Sonda krąży wokół Jowisza i bada planetę oraz jej księżyce od grudnia 1995 roku. Misja była już trzykrotnie rozszerzana o kolejne przeloty blisko księżyców olbrzyma. Ostatnie rozszerzenie misji przewiduje jeszcze bliski przelot w pobliżu Callisto w maju tego roku, jeden przelot obok Amaltei i trzy przeloty w pobliżu Io w tym i na początku przyszłego roku. Sonda ma zakończyć żywot upadkiem na Jowisza w sierpniu 2003 roku.

Z oszczędności NASA zaplanowała nie wykonywać zdjęć podczas przelotu w pobliżu Io w dniu 17 stycznia 2002 roku oraz w czasie zbliżenia do Amaltei w listopadzie 2002 roku.

Taka decyzja martwi oczywiście naukowców. Praktycznie każdy przelot w pobliżu Io owocował ciekawymi odkryciami. Tak samo byłoby więc pewnie i w przyszłym roku. Szczególnie, że ten ostatni przelot daje możliwość pierwszego w historii obserwowania strony księżyca zwróconej w kierunku planety.

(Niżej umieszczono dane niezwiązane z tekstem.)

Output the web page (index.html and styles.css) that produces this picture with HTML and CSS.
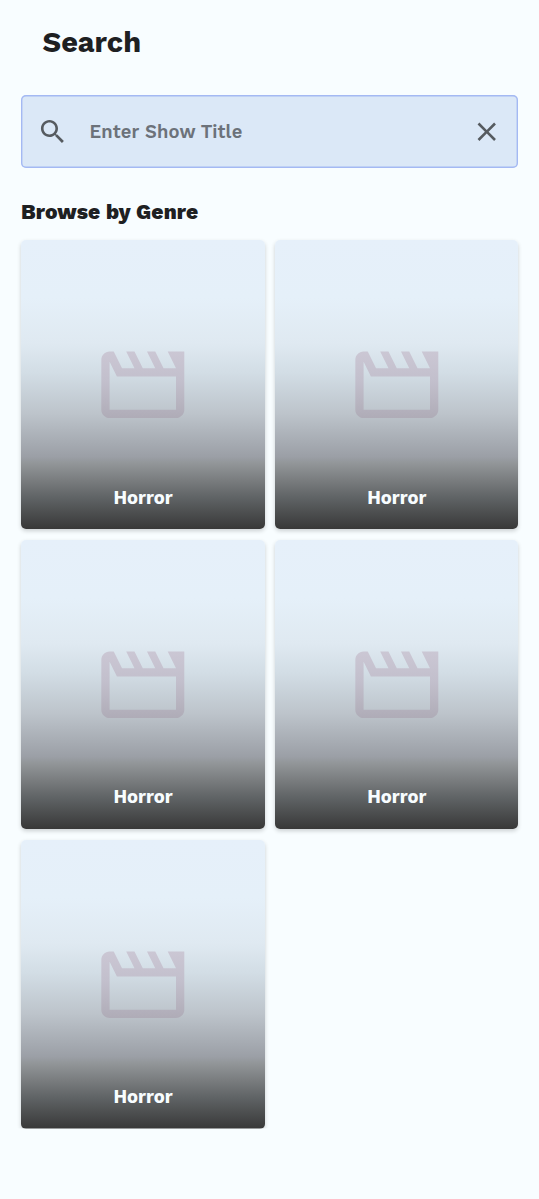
FILE: index.html
```html
<!DOCTYPE html>
<html lang="en">
<head>
<meta charset="utf-8">
<title>Search</title>
<link rel="stylesheet" href="styles.css">
</head>
<body>
<svg class="defs" width="0" height="0" aria-hidden="true">
  <linearGradient id="film" x1="0" y1="0" x2="0" y2="1">
    <stop offset="0" stop-color="#cbc7d4"/>
    <stop offset=".45" stop-color="#c2bfcc"/>
    <stop offset="1" stop-color="#afacb7"/>
  </linearGradient>
  <symbol id="movie" viewBox="0 0 24 24">
    <path fill="url(#film)" d="M4 6.47 5.76 10H20v8H4V6.47M22 4h-4l2 4h-3l-2-4h-2l2 4h-3l-2-4H8l2 4H7L5 4H4c-1.1 0-1.99.9-1.99 2L2 18c0 1.1.9 2 2 2h16c1.1 0 2-.9 2-2V4z"/>
  </symbol>
</svg>
<header class="header"><h1 class="title">Search</h1></header>
<main class="content">
  <div class="search">
    <svg class="search-icon" viewBox="0 0 24 24"><path d="M15.5 14h-.79l-.28-.27C15.41 12.59 16 11.11 16 9.5 16 5.91 13.09 3 9.5 3S3 5.91 3 9.5 5.91 16 9.5 16c1.61 0 3.09-.59 4.23-1.57l.27.28v.79l5 4.99L20.49 19l-4.99-5zm-6 0C7.01 14 5 11.99 5 9.5S7.01 5 9.5 5 14 7.01 14 9.5 11.99 14 9.5 14z"/></svg>
    <span class="placeholder">Enter Show Title</span>
    <svg class="search-icon" viewBox="0 0 24 24"><path d="M19 6.41 17.59 5 12 10.59 6.41 5 5 6.41 10.59 12 5 17.59 6.41 19 12 13.41 17.59 19 19 17.59 13.41 12z"/></svg>
  </div>
  <h2 class="subtitle">Browse by Genre</h2>
  <div class="grid">
    <div class="card"><svg class="movie"><use href="#movie"/></svg><span class="genre">Horror</span></div>
    <div class="card"><svg class="movie"><use href="#movie"/></svg><span class="genre">Horror</span></div>
    <div class="card"><svg class="movie"><use href="#movie"/></svg><span class="genre">Horror</span></div>
    <div class="card"><svg class="movie"><use href="#movie"/></svg><span class="genre">Horror</span></div>
    <div class="card"><svg class="movie"><use href="#movie"/></svg><span class="genre">Horror</span></div>
  </div>
</main>
</body>
</html>
```
FILE: styles.css
```css
* { box-sizing: border-box; }
body {
  margin: 0;
  min-height: 1199px;
  background: #f8fdff;
  color: #1e2022;
  font-family: "Work Sans", "Open Sans", "Noto Sans", sans-serif;
}
.defs { display: block; height: 0; }
.header {
  height: 84px;
  padding-left: 42.5px;
  display: flex;
  align-items: center;
}
.title { margin: 0; font-size: 28.9px; font-weight: 700; line-height: 40px; }
.content { padding: 10.5px 21px 0; }
.search {
  height: 73.5px;
  padding: 0 15.5px 0 16px;
  display: flex;
  align-items: center;
  border-radius: 5px;
  background: #dbe8f7;
  box-shadow: inset 0 0 0 1.4px #a4b9f3;
}
.search-icon { width: 31.5px; height: 31.5px; flex: none; fill: #565b60; }
.placeholder {
  flex: 1;
  padding: 1px 0 0 21px;
  color: #6c727a;
  font-size: 18.4px;
  font-weight: 600;
  line-height: 26px;
  letter-spacing: .15px;
}
.subtitle { margin: 27.8px 0 13.6px; font-size: 21px; font-weight: 800; line-height: 31px; letter-spacing: .1px; }
.grid {
  display: grid;
  grid-template-columns: 243.5px 243px;
  grid-auto-rows: 289px;
  gap: 10.6px 10.5px;
}
.card {
  display: flex;
  flex-direction: column;
  align-items: center;
  padding-top: 95.1px;
  border-radius: 5px;
  background: linear-gradient(#e6f0fa 0%, #e5f0f9 20%, #dfe9f1 36%, #d2dde5 46%, #bdc4cb 60%, #9b9fa6 75%, #93979a 77%, #7a7d7f 83%, #606466 89%, #383838 100%);
  box-shadow: 0 2px 4px rgba(0, 0, 0, .18);
}
.card:last-child { clip-path: inset(-2px -6px 0); }
.movie { width: 99.6px; height: 99.6px; flex: none; }
.genre {
  margin: 49.8px 0 0 .6px;
  color: #f8fdff;
  font-size: 18.4px;
  font-weight: 700;
  line-height: 26px;
}
```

Ponowne dodanie do projektu misji zdjęć Io kosztowałoby około 1,5 miliona dolarów. To spora część 9 milionów, które NASA zamierza wydać na „Galileo” do końca misji lecz niedużo w porównaniu z miliardem, który wydano dotąd na tę misję. 1,5 miliona dolarów stanowi również mniej więcej 0,01 procenta rocznego budżetu NASA.

NASA broni swojej decyzji tłumacząc ją „połączeniem ograniczonych źródeł finansowania i naukowych priorytetów”. Szef projektu „Galileo” Paul Hertz stwierdził, że NASA nie jest w stanie pozwolić sobie na uprawianie tak wspaniałej Nauki, jakiej wszyscy by chcieli i zawsze zwraca się do światowej społeczności naukowej o radę w sprawie tego co powinno być priorytetem w badaniach.

Jason Perry, organizator petycji w sprawie rozszerzenia misji sondy, zgadza się z argumentacją NASA. Wierzy jednak, że znajdą się dodatkowe fundusze na fotografowanie Io.